November 2005 Molecule of the Month by David Goodsell
Keywords: acetylcholine, nicotininc acetylcholine-activated cation-selective channel, ion channel activity, neurotransmitter receptor activity, cobratoxin
Nerve cells need to be able to send messages to each other quickly and clearly. One way that nerve cells communicate with their neighbors is by sending a burst of small neurotransmitter molecules. These molecules diffuse to the neighboring cell and bind to special receptor proteins in the cell surface. These receptors then open, allowing ions to flow inside. The process is fast because the small neurotransmitters, such as acetylcholine or serotonin, diffuse rapidly across the narrow synapse between the cells. The channels open in milliseconds, allowing ions to flood into the cell. Then, they close up just as fast, quickly terminating the message as the neurotransmitters separate and are removed from the synapse.
The Cascade of Contraction
Acetylcholine receptors are found on the surface of muscle cells, concentrated in the synapse between nerve cells and muscle cells. A similar form is also found in the central nervous system, relaying messages from nerve to nerve (for more information on acetylcholine receptors from a genomics perspective, visit the Protein of the Month at the European Bioinformatics Institute). These acetylcholine receptors are composed of five protein chains, arranged in a long tube that crosses the cell membrane. Two of these chains, colored orange here, have binding sites for acetylcholine on the side, colored here in red. When acetylcholine binds to these two chains, the shape of the entire receptor changes slightly, opening the channel. This allows positively charged ions, such as sodium, potassium, and calcium, to cross the membrane. Muscles are constantly pumping sodium out of their cells, so when they are relaxed, there is more sodium outside than inside. When they get the signal from the nerve, however, the channels open and sodium ions to rush back inside, starting the process that will lead to muscle contraction.
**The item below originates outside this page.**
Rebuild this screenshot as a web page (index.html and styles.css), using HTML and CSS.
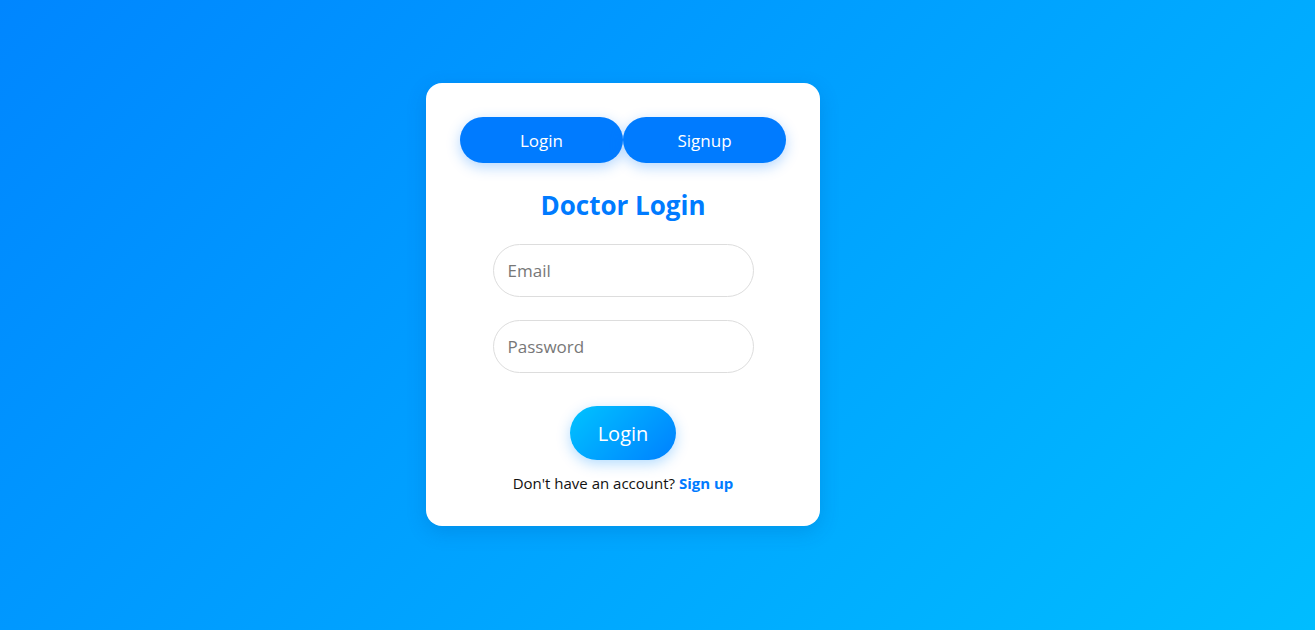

The acetylcholine receptor shown here (PDB entry 2bg9) is found in electric torpedo rays. It is a good subject for study because it is similar to the one found in our nerve-muscle synapses, and it is found in high concentrations in the electric organs of the ray. Electric rays and electric eels generate bursts of electricity with a special electric organ. It is composed of many modified muscle cells, which are flattened and stacked on top of one another. The small voltage differences across each cell membrane, controlled by the dense packing of many acetylcholine receptors, add up over the large stack, together producing a large electric shock that can stun their prey.